Let $l, m, n$ be positive integers and $p$ be prime. If $p^{2l-1}m(mn+1)^2 + m^2$ is a perfect square, prove that $m$ is also a perfect square.
Problem
Source: Turkey TST 2015
Tags: Turkey, TST, 2015, number theory
01.04.2015 10:30
Is not it impossible to have $p^{2l-1}m(mn+1)^2$ a perfect square when $m$ is a perfect square? Since, the exponent of $p$ in the expression must be odd?
01.04.2015 12:02
Sorry, there was a typo.
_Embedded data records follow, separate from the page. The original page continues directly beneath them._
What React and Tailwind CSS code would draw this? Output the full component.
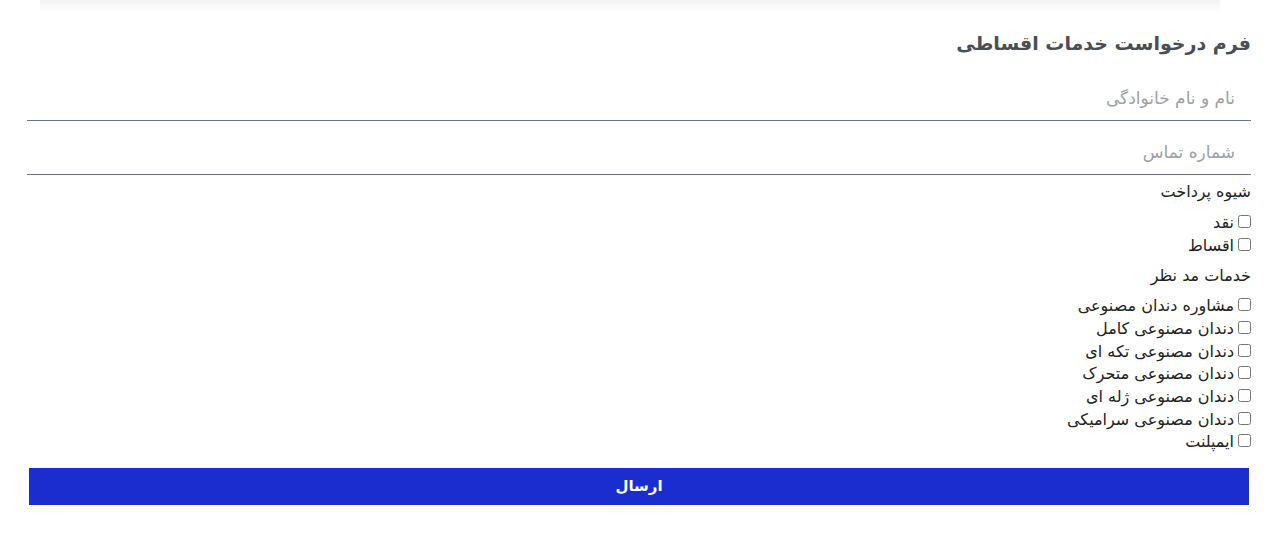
export default function App(){
  const services = [
    "مشاوره دندان مصنوعی",
    "دندان مصنوعی کامل",
    "دندان مصنوعی تکه ای",
    "دندان مصنوعی متحرک",
    "دندان مصنوعی ژله ای",
    "دندان مصنوعی سرامیکی",
    "ایمپلنت",
  ];
  return (
    <div dir="rtl" className="bg-white min-h-[551px] font-['DejaVu_Sans','Noto_Sans',sans-serif] text-[#222]">
      <div className="h-3 ml-[40px] mr-[60px] bg-gradient-to-b from-[#f3f3f3] to-white"></div>
      <form className="px-[29px]" onSubmit={e=>e.preventDefault()}>
        <h2 className="text-[19px] font-bold text-[#4a4f57] pt-[16px] pb-[9px] leading-[30px]">فرم درخواست خدمات اقساطی</h2>
        <input className="w-[calc(100%+2px)] -ml-[2px] h-[54px] pt-[8px] px-4 border-b-[1.5px] border-[#6b7280] outline-none text-[17px] placeholder:text-[#9aa0a6]" placeholder="نام و نام خانوادگی"/>
        <input className="w-[calc(100%+2px)] -ml-[2px] h-[54px] pt-[8px] px-4 border-b-[1.5px] border-[#6b7280] outline-none text-[17px] placeholder:text-[#9aa0a6]" placeholder="شماره تماس"/>
        <p className="text-[16px] mt-[5px] leading-6">شیوه پرداخت</p>
        <div className="mt-[7px] text-[16px]">
          {["نقد","اقساط"].map(o=>(
            <label key={o} className="flex items-center gap-1 h-[23px]"><input type="checkbox" className="w-[13px] h-[13px] -mt-[3px]"/>{o}</label>
          ))}
        </div>
        <p className="text-[16px] mt-[7px] leading-6">خدمات مد نظر</p>
        <div className="mt-[7px] text-[16px]">
          {services.map(o=>(
            <label key={o} className="flex items-center gap-1 h-[22.67px]"><input type="checkbox" className="w-[13px] h-[13px] -mt-[3px]"/>{o}</label>
          ))}
        </div>
        <button className="block mt-[14px] mr-[2px] w-[calc(100%-2px)] h-[37px] bg-[#1a2ecf] text-white font-bold text-[15px]">ارسال</button>
      </form>
    </div>
  );
}
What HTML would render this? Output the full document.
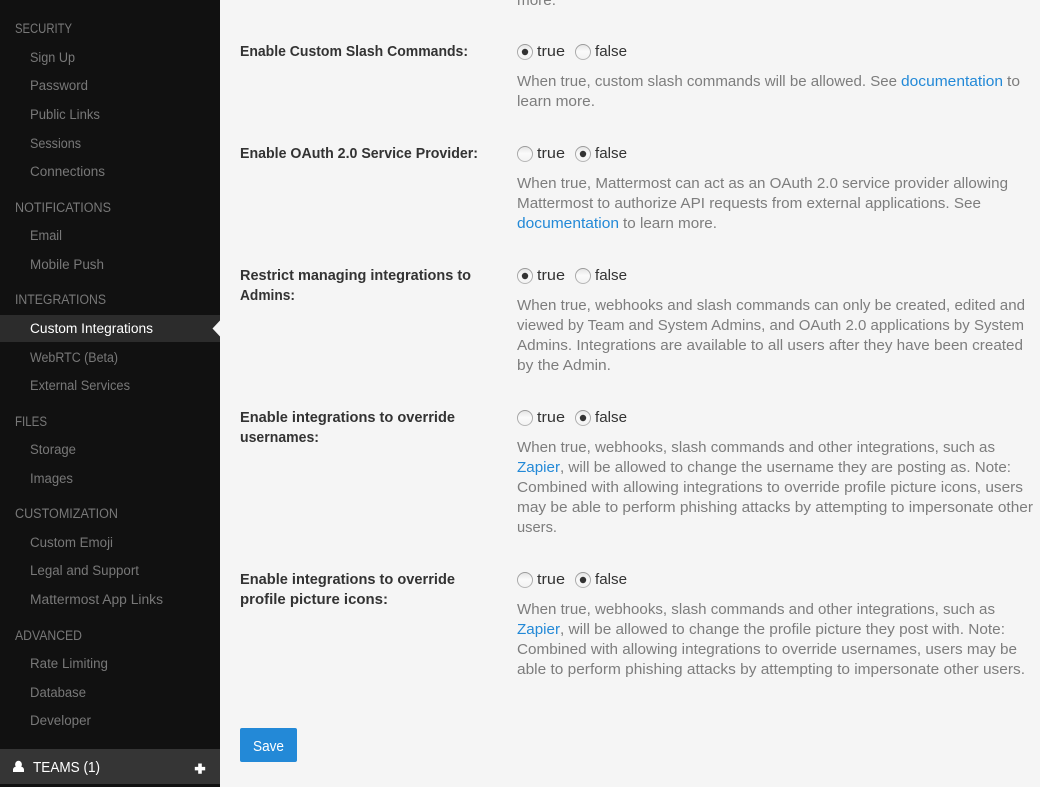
<!DOCTYPE html>
<html><head><meta charset="utf-8"><style>
html,body{margin:0;padding:0;width:1040px;height:787px;overflow:hidden;background:#f5f5f5}
svg{display:block}
text{font-family:"Liberation Sans",sans-serif;font-size:14.5px;white-space:pre}
.h{fill:#787878;font-size:13.5px}.i{fill:#787878;font-size:13.5px}
.l{fill:#333;font-weight:700;font-size:14.3px}.d{fill:#7d7d7d}.r{fill:#333;font-size:15px}.a{fill:#2389d7}
</style></head><body>
<svg width="1040" height="787" viewBox="0 0 1040 787" xmlns="http://www.w3.org/2000/svg">
<defs><linearGradient id="g" x1="0" y1="0" x2="0" y2="1"><stop offset="0" stop-color="#e4e4e4"/><stop offset=".45" stop-color="#fafafa"/><stop offset="1" stop-color="#f2f2f2"/></linearGradient>
<linearGradient id="s" x1="0" y1="0" x2="0" y2="1"><stop offset="0" stop-color="#9a9a9a"/><stop offset="1" stop-color="#b8b8b8"/></linearGradient></defs>
<rect width="1040" height="787" fill="#f5f5f5"/>
<rect width="220" height="787" fill="#111"/>
<rect y="315" width="220" height="27" fill="#2c2c2c"/>
<path d="M220 320.500L212.500 328.500L220 336.500Z" fill="#f5f5f5"/>
<rect y="749" width="220" height="35" fill="#353535"/>
<text class="h" lengthAdjust="spacingAndGlyphs" x="15" y="33" textLength="57">SECURITY</text>
<text class="i" lengthAdjust="spacingAndGlyphs" x="30" y="62" textLength="45">Sign Up</text>
<text class="i" lengthAdjust="spacingAndGlyphs" x="30" y="90" textLength="58">Password</text>
<text class="i" lengthAdjust="spacingAndGlyphs" x="30" y="119" textLength="70">Public Links</text>
<text class="i" lengthAdjust="spacingAndGlyphs" x="30" y="148" textLength="51">Sessions</text>
<text class="i" lengthAdjust="spacingAndGlyphs" x="30" y="176" textLength="75">Connections</text>
<text class="h" lengthAdjust="spacingAndGlyphs" x="15" y="212" textLength="96">NOTIFICATIONS</text>
<text class="i" lengthAdjust="spacingAndGlyphs" x="30" y="240" textLength="32">Email</text>
<text class="i" lengthAdjust="spacingAndGlyphs" x="30" y="269" textLength="74">Mobile Push</text>
<text class="h" lengthAdjust="spacingAndGlyphs" x="15" y="304" textLength="91">INTEGRATIONS</text>
<text class="i" lengthAdjust="spacingAndGlyphs" x="30" y="333" textLength="123" style="fill:#fff">Custom Integrations</text>
<text class="i" lengthAdjust="spacingAndGlyphs" x="30" y="362" textLength="88">WebRTC (Beta)</text>
<text class="i" lengthAdjust="spacingAndGlyphs" x="30" y="390" textLength="100">External Services</text>
<text class="h" lengthAdjust="spacingAndGlyphs" x="15" y="426" textLength="32">FILES</text>
<text class="i" lengthAdjust="spacingAndGlyphs" x="30" y="454" textLength="46">Storage</text>
<text class="i" lengthAdjust="spacingAndGlyphs" x="30" y="483" textLength="43">Images</text>
<text class="h" lengthAdjust="spacingAndGlyphs" x="15" y="518" textLength="103">CUSTOMIZATION</text>
<text class="i" lengthAdjust="spacingAndGlyphs" x="30" y="547" textLength="83">Custom Emoji</text>
<text class="i" lengthAdjust="spacingAndGlyphs" x="30" y="575" textLength="109">Legal and Support</text>
<text class="i" lengthAdjust="spacingAndGlyphs" x="30" y="604" textLength="133">Mattermost App Links</text>
<text class="h" lengthAdjust="spacingAndGlyphs" x="15" y="640" textLength="67">ADVANCED</text>
<text class="i" lengthAdjust="spacingAndGlyphs" x="30" y="668" textLength="78">Rate Limiting</text>
<text class="i" lengthAdjust="spacingAndGlyphs" x="30" y="697" textLength="56">Database</text>
<text class="i" lengthAdjust="spacingAndGlyphs" x="30" y="725" textLength="61">Developer</text>
<ellipse cx="18.500" cy="764.500" rx="3.400" ry="3.800" fill="#fff"/>
<path d="M13 772v-2.300c0-1.700 1.200-2.800 3.200-3.100 1.300 1 3.300 1 4.600 0 2 .3 3.200 1.400 3.200 3.100V772z" fill="#fff"/>
<text lengthAdjust="spacingAndGlyphs" x="33" y="772" textLength="67" style="fill:#fff;font-size:14.500px">TEAMS (1)</text>
<path d="M198.200 763.500h3.600v3.400h3.400v3.500h-3.400v3.400h-3.600v-3.400h-3.400v-3.500h3.400z" fill="#fff"/>

<text class="d" lengthAdjust="spacingAndGlyphs" x="517" y="5" textLength="39">more.</text>

<text class="l" lengthAdjust="spacingAndGlyphs" x="240" y="56" textLength="228">Enable Custom Slash Commands:</text>
<circle cx="525" cy="52" r="7.500" fill="url(#g)" stroke="url(#s)"/><circle cx="525" cy="52" r="3.200" fill="#333"/>
<text class="r" lengthAdjust="spacingAndGlyphs" x="537" y="56" textLength="28">true</text>
<circle cx="583" cy="52" r="7.500" fill="url(#g)" stroke="url(#s)"/>
<text class="r" lengthAdjust="spacingAndGlyphs" x="595" y="56" textLength="32">false</text>
<text class="d" lengthAdjust="spacingAndGlyphs" x="517" y="86" textLength="380">When true, custom slash commands will be allowed. See</text>
<text class="a" lengthAdjust="spacingAndGlyphs" x="901" y="86" textLength="102">documentation</text>
<text class="d" lengthAdjust="spacingAndGlyphs" x="1007" y="86" textLength="13">to</text>
<text class="d" lengthAdjust="spacingAndGlyphs" x="517" y="106" textLength="78">learn more.</text>

<text class="l" lengthAdjust="spacingAndGlyphs" x="240" y="158" textLength="238">Enable OAuth 2.0 Service Provider:</text>
<circle cx="525" cy="154" r="7.500" fill="url(#g)" stroke="url(#s)"/>
<text class="r" lengthAdjust="spacingAndGlyphs" x="537" y="158" textLength="28">true</text>
<circle cx="583" cy="154" r="7.500" fill="url(#g)" stroke="url(#s)"/><circle cx="583" cy="154" r="3.200" fill="#333"/>
<text class="r" lengthAdjust="spacingAndGlyphs" x="595" y="158" textLength="32">false</text>
<text class="d" lengthAdjust="spacingAndGlyphs" x="517" y="188" textLength="491">When true, Mattermost can act as an OAuth 2.0 service provider allowing</text>
<text class="d" lengthAdjust="spacingAndGlyphs" x="517" y="208" textLength="464">Mattermost to authorize API requests from external applications. See</text>
<text class="a" lengthAdjust="spacingAndGlyphs" x="517" y="228" textLength="102">documentation</text>
<text class="d" lengthAdjust="spacingAndGlyphs" x="623" y="228" textLength="94">to learn more.</text>

<text class="l" lengthAdjust="spacingAndGlyphs" x="240" y="280" textLength="231">Restrict managing integrations to</text>
<text class="l" lengthAdjust="spacingAndGlyphs" x="240" y="300" textLength="55">Admins:</text>
<circle cx="525" cy="276" r="7.500" fill="url(#g)" stroke="url(#s)"/><circle cx="525" cy="276" r="3.200" fill="#333"/>
<text class="r" lengthAdjust="spacingAndGlyphs" x="537" y="280" textLength="28">true</text>
<circle cx="583" cy="276" r="7.500" fill="url(#g)" stroke="url(#s)"/>
<text class="r" lengthAdjust="spacingAndGlyphs" x="595" y="280" textLength="32">false</text>
<text class="d" lengthAdjust="spacingAndGlyphs" x="517" y="310" textLength="508">When true, webhooks and slash commands can only be created, edited and</text>
<text class="d" lengthAdjust="spacingAndGlyphs" x="517" y="330" textLength="507">viewed by Team and System Admins, and OAuth 2.0 applications by System</text>
<text class="d" lengthAdjust="spacingAndGlyphs" x="517" y="350" textLength="506">Admins. Integrations are available to all users after they have been created</text>
<text class="d" lengthAdjust="spacingAndGlyphs" x="517" y="370" textLength="94">by the Admin.</text>

<text class="l" lengthAdjust="spacingAndGlyphs" x="240" y="422" textLength="215">Enable integrations to override</text>
<text class="l" lengthAdjust="spacingAndGlyphs" x="240" y="442" textLength="79">usernames:</text>
<circle cx="525" cy="418" r="7.500" fill="url(#g)" stroke="url(#s)"/>
<text class="r" lengthAdjust="spacingAndGlyphs" x="537" y="422" textLength="28">true</text>
<circle cx="583" cy="418" r="7.500" fill="url(#g)" stroke="url(#s)"/><circle cx="583" cy="418" r="3.200" fill="#333"/>
<text class="r" lengthAdjust="spacingAndGlyphs" x="595" y="422" textLength="32">false</text>
<text class="d" lengthAdjust="spacingAndGlyphs" x="517" y="452" textLength="478">When true, webhooks, slash commands and other integrations, such as</text>
<text class="a" lengthAdjust="spacingAndGlyphs" x="517" y="472" textLength="43">Zapier</text>
<text class="d" lengthAdjust="spacingAndGlyphs" x="560" y="472" textLength="451">, will be allowed to change the username they are posting as. Note:</text>
<text class="d" lengthAdjust="spacingAndGlyphs" x="517" y="492" textLength="506">Combined with allowing integrations to override profile picture icons, users</text>
<text class="d" lengthAdjust="spacingAndGlyphs" x="517" y="512" textLength="516">may be able to perform phishing attacks by attempting to impersonate other</text>
<text class="d" lengthAdjust="spacingAndGlyphs" x="517" y="532" textLength="40">users.</text>

<text class="l" lengthAdjust="spacingAndGlyphs" x="240" y="584" textLength="215">Enable integrations to override</text>
<text class="l" lengthAdjust="spacingAndGlyphs" x="240" y="604" textLength="148">profile picture icons:</text>
<circle cx="525" cy="580" r="7.500" fill="url(#g)" stroke="url(#s)"/>
<text class="r" lengthAdjust="spacingAndGlyphs" x="537" y="584" textLength="28">true</text>
<circle cx="583" cy="580" r="7.500" fill="url(#g)" stroke="url(#s)"/><circle cx="583" cy="580" r="3.200" fill="#333"/>
<text class="r" lengthAdjust="spacingAndGlyphs" x="595" y="584" textLength="32">false</text>
<text class="d" lengthAdjust="spacingAndGlyphs" x="517" y="614" textLength="478">When true, webhooks, slash commands and other integrations, such as</text>
<text class="a" lengthAdjust="spacingAndGlyphs" x="517" y="634" textLength="43">Zapier</text>
<text class="d" lengthAdjust="spacingAndGlyphs" x="560" y="634" textLength="445">, will be allowed to change the profile picture they post with. Note:</text>
<text class="d" lengthAdjust="spacingAndGlyphs" x="517" y="654" textLength="500">Combined with allowing integrations to override usernames, users may be</text>
<text class="d" lengthAdjust="spacingAndGlyphs" x="517" y="674" textLength="508">able to perform phishing attacks by attempting to impersonate other users.</text>

<rect x="240" y="728" width="57" height="34" rx="2" fill="#2389d7"/>
<text lengthAdjust="spacingAndGlyphs" x="253" y="751" textLength="31" style="fill:#fff;font-size:14.500px">Save</text>
</svg>
</body></html>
I fixed it.
01.04.2015 13:02
The number is $m\left (p^{2\ell-1}(mn+1)^2 + m\right )$. Say $q\mid m$, $q\neq p$, $q$ prime; then $\gcd\left (p^{2\ell-1}(mn+1)^2 + m,q\right )=1$, so $q$ must appear at an even exponent in $m$. Say $p\mid m$. If $p$ appears at an even exponent in $m$, we are done, so assume $m = p^{2k-1}m'^2$ for some positive integer $k$, where $p\nmid m'$. Then $p\left (p^{2\ell-1}(mn+1)^2 + m\right ) = \left (p^\ell(mn+1)\right )^2 + pm$ must be a perfect square. But $\left (p^\ell(mn+1) + 1\right )^2 = \left (p^\ell(mn+1)\right )^2 + 2p^\ell(mn+1) + 1 > \left (p^\ell(mn+1)\right )^2 + pm > \left (p^\ell(mn+1)\right )^2$, so that is impossible.